For most people, the answer is yes. Unless you have a serious underlying medical condition, term life insurance is likely to be a better choice for the following reasons.
- Considerably lower rates
Term life insurance gives you more bang for your buck, especially if you are in good health. When you apply for term life, the insurer usually asks you to appear for a medical exam. While this may sound inconvenient, it’s actually a good thing. The more a carrier knows about your health, the more accurately they can calculate the risk of insuring you. This, in turn, can translate into lower rates for many applicants.
Most mortgage insurance policies let you skip a medical exam — and hence are costlier than comparable term life insurance.
- Get more coverage
Mortgage insurance is tied to your home loan. The payout is equivalent to the balance on your mortgage — not a penny more. Your loved ones won’t get additional funds to cover living expenses, education costs, or medical bills.
There are no such restrictions with term life insurance. Generally speaking, you can take out as much coverage as you need.
- Level death benefit
Term life insurance has a level death benefit, meaning the payout remains the same throughout. By contrast, the death benefit amount of a mortgage insurance policy decreases annually to match the reduced home loan balance left after each year. The premium, however, doesn’t change. So, as time passes, you pay the same amount of money for less coverage.
- Freedom to use the payout as desired
With a mortgage life policy, your family gets locked into paying the proceeds to pay off the home loan. They can’t use the money for other needs, even if these needs are more pressing.
That’s not the case with term life insurance, however. Your loved ones can spend the money they like. They can use it to pay the mortgage if that’s most important for them. If it isn’t, they may use it for more critical needs, like paying everyday expenses.

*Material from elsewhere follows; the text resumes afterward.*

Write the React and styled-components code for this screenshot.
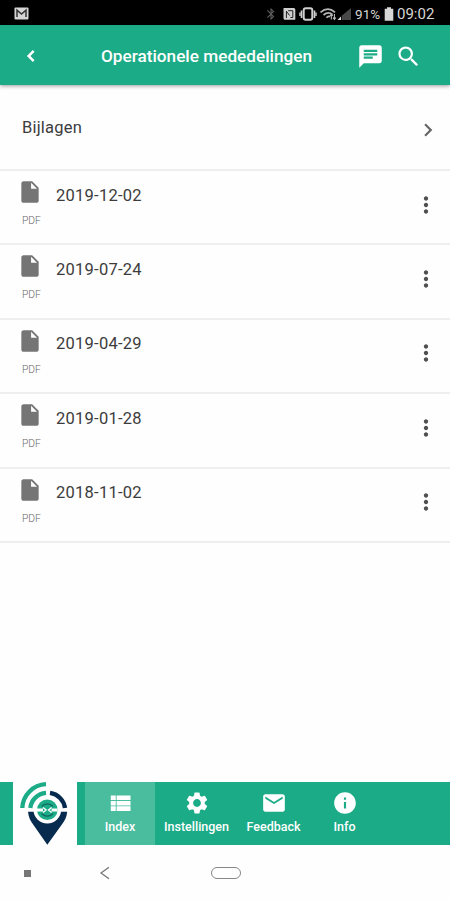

- Select your own beneficiary
With mortgage insurance coverage, you don’t get to decide who’ll get the funds after your death. The proceeds get paid directly to the mortgage lender. By contrast, you can name anyone as a beneficiary of your term life insurance policy.
- Option to extend the policy term
Most term life insurance policies come with a renewability rider. It allows you to renew the policy without submitting proof of insurability up to a certain age.
However, a mortgage policy can’t be always renewed. If the carrier learns that your health has diminished since you first bought the policy, they can turn down your renewal request.
Mortgage life insurance isn’t portable. If you refinance your mortgage, you’ll have to buy a new policy. With a term life policy, you don’t have to worry about all this.
The term life insurance policy is tied to you — not the mortgage. You can keep it if you switch lenders, sell your home, or pay off the mortgage.
When is mortgage insurance a good choice?
While mortgage insurance can’t hold a candle to term life insurance when it comes to affordability and flexibility, sometimes it can be the better option of the two.
So, when do you need mortgage insurance?
Remember, we said that mortgage insurance doesn’t require medication, but term life insurance does. That means if you have a medical condition that could lead to a higher term life premium or to having your life insurance application denied, mortgage insurance could make sense for you.
However, keep in mind this important piece of mortgage insurance advice: Answer all the questions that your mortgage insurance provider asks truthfully. If the insurer finds out that you lied or withheld information, they can refuse to pay the death benefit.
Mortgage life insurance protects your loved ones from burdensome home loan payments if you die before you expect to. Its main benefit is that it doesn’t require a medical exam. This makes it a good option for those who have a serious illness. If you are in good health, however, you may be better off buying term life insurance instead since it’s cheaper and more flexible.